Written request -
From the listing that follows, output everything exactly except the pictures.

Data section -
☆ ☆ ☆
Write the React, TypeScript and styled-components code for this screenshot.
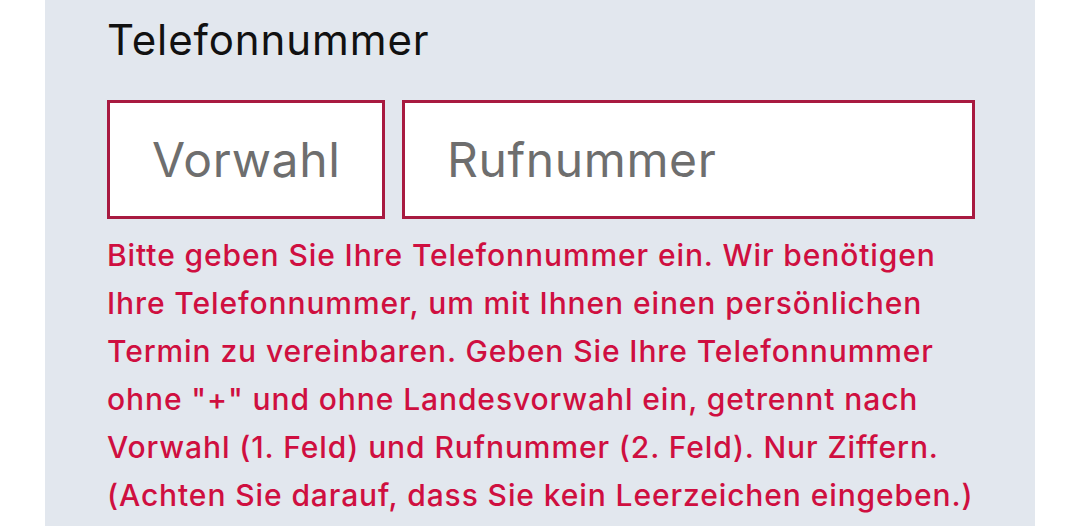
import React from 'react';
import styled, { createGlobalStyle } from 'styled-components';

const GlobalStyle = createGlobalStyle`
    html, body {
        margin: 0;
        padding: 0;
        background: #ffffff;
        overflow: hidden;
    }
    * {
        box-sizing: border-box;
    }
`;

const errorLines = [
    'Bitte geben Sie Ihre Telefonnummer ein. Wir benötigen',
    'Ihre Telefonnummer, um mit Ihnen einen persönlichen',
    'Termin zu vereinbaren. Geben Sie Ihre Telefonnummer',
    'ohne "+" und ohne Landesvorwahl ein, getrennt nach',
    'Vorwahl (1. Feld) und Rufnummer (2. Feld). Nur Ziffern.',
    '(Achten Sie darauf, dass Sie kein Leerzeichen eingeben.)',
];

function App() {
    return (
        <>
            <GlobalStyle />
            <StyledPage>
                <StyledPanel>
                    <StyledLabel>Telefonnummer</StyledLabel>
                    <StyledInputRow>
                        <StyledInput $width="278px" placeholder="Vorwahl" />
                        <StyledInput $grow placeholder="Rufnummer" />
                    </StyledInputRow>
                    <StyledError>
                        {errorLines.map((line) => (
                            <StyledErrorLine key={line}>{line} </StyledErrorLine>
                        ))}
                    </StyledError>
                </StyledPanel>
            </StyledPage>
        </>
    );
}

export default App;

const StyledPage = styled.div`
    width: 1080px;
    height: 526px;
    padding: 0 45px;
    display: flex;
`;

const StyledPanel = styled.div`
    flex: 1;
    min-width: 0;
    background-color: #e2e7ee;
    padding: 14px 60px 0 62px;
    display: flex;
    flex-direction: column;
    font-family: Inter, 'Liberation Sans', sans-serif;
`;

const StyledLabel = styled.div`
    font-size: 42px;
    line-height: 52px;
    letter-spacing: 0.9px;
    color: #111111;
`;

const StyledInputRow = styled.div`
    margin-top: 34px;
    display: flex;
    gap: 17px;
`;

const StyledInput = styled.input<{ $width?: string; $grow?: boolean }>`
    all: unset;
    box-sizing: border-box;
    min-width: 0;
    width: ${({ $width }) => $width ?? '0'};
    flex: ${({ $grow }) => ($grow ? '1 1 0' : 'none')};
    height: 119px;
    border: 3px solid #a81a40;
    background: #ffffff;
    padding: 0 20px 0 42px;
    font-family: Inter, 'Liberation Sans', sans-serif;
    font-size: 48px;
    letter-spacing: 0.6px;
    color: #222222;
    &::placeholder {
        color: #6e6e6e;
    }
`;

const StyledError = styled.p`
    margin: 12px 0 0;
    font-size: 30px;
    font-weight: 500;
    line-height: 48px;
    letter-spacing: 0.9px;
    color: #cf0f40;
`;

const StyledErrorLine = styled.span`
    display: block;
    white-space: nowrap;
`;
☆ ☆ ☆
Solved problem -
Write the React, TypeScript and styled-components code for this screenshot.
import React from 'react';
import styled, { createGlobalStyle } from 'styled-components';

const GlobalStyle = createGlobalStyle`
    html, body {
        margin: 0;
        padding: 0;
        background: #ffffff;
        overflow: hidden;
    }
    * {
        box-sizing: border-box;
    }
`;

const errorLines = [
    'Bitte geben Sie Ihre Telefonnummer ein. Wir benötigen',
    'Ihre Telefonnummer, um mit Ihnen einen persönlichen',
    'Termin zu vereinbaren. Geben Sie Ihre Telefonnummer',
    'ohne "+" und ohne Landesvorwahl ein, getrennt nach',
    'Vorwahl (1. Feld) und Rufnummer (2. Feld). Nur Ziffern.',
    '(Achten Sie darauf, dass Sie kein Leerzeichen eingeben.)',
];

function App() {
    return (
        <>
            <GlobalStyle />
            <StyledPage>
                <StyledPanel>
                    <StyledLabel>Telefonnummer</StyledLabel>
                    <StyledInputRow>
                        <StyledInput $width="278px" placeholder="Vorwahl" />
                        <StyledInput $grow placeholder="Rufnummer" />
                    </StyledInputRow>
                    <StyledError>
                        {errorLines.map((line) => (
                            <StyledErrorLine key={line}>{line} </StyledErrorLine>
                        ))}
                    </StyledError>
                </StyledPanel>
            </StyledPage>
        </>
    );
}

export default App;

const StyledPage = styled.div`
    width: 1080px;
    height: 526px;
    padding: 0 45px;
    display: flex;
`;

const StyledPanel = styled.div`
    flex: 1;
    min-width: 0;
    background-color: #e2e7ee;
    padding: 14px 60px 0 62px;
    display: flex;
    flex-direction: column;
    font-family: Inter, 'Liberation Sans', sans-serif;
`;

const StyledLabel = styled.div`
    font-size: 42px;
    line-height: 52px;
    letter-spacing: 0.9px;
    color: #111111;
`;

const StyledInputRow = styled.div`
    margin-top: 34px;
    display: flex;
    gap: 17px;
`;

const StyledInput = styled.input<{ $width?: string; $grow?: boolean }>`
    all: unset;
    box-sizing: border-box;
    min-width: 0;
    width: ${({ $width }) => $width ?? '0'};
    flex: ${({ $grow }) => ($grow ? '1 1 0' : 'none')};
    height: 119px;
    border: 3px solid #a81a40;
    background: #ffffff;
    padding: 0 20px 0 42px;
    font-family: Inter, 'Liberation Sans', sans-serif;
    font-size: 48px;
    letter-spacing: 0.6px;
    color: #222222;
    &::placeholder {
        color: #6e6e6e;
    }
`;

const StyledError = styled.p`
    margin: 12px 0 0;
    font-size: 30px;
    font-weight: 500;
    line-height: 48px;
    letter-spacing: 0.9px;
    color: #cf0f40;
`;

const StyledErrorLine = styled.span`
    display: block;
    white-space: nowrap;
`;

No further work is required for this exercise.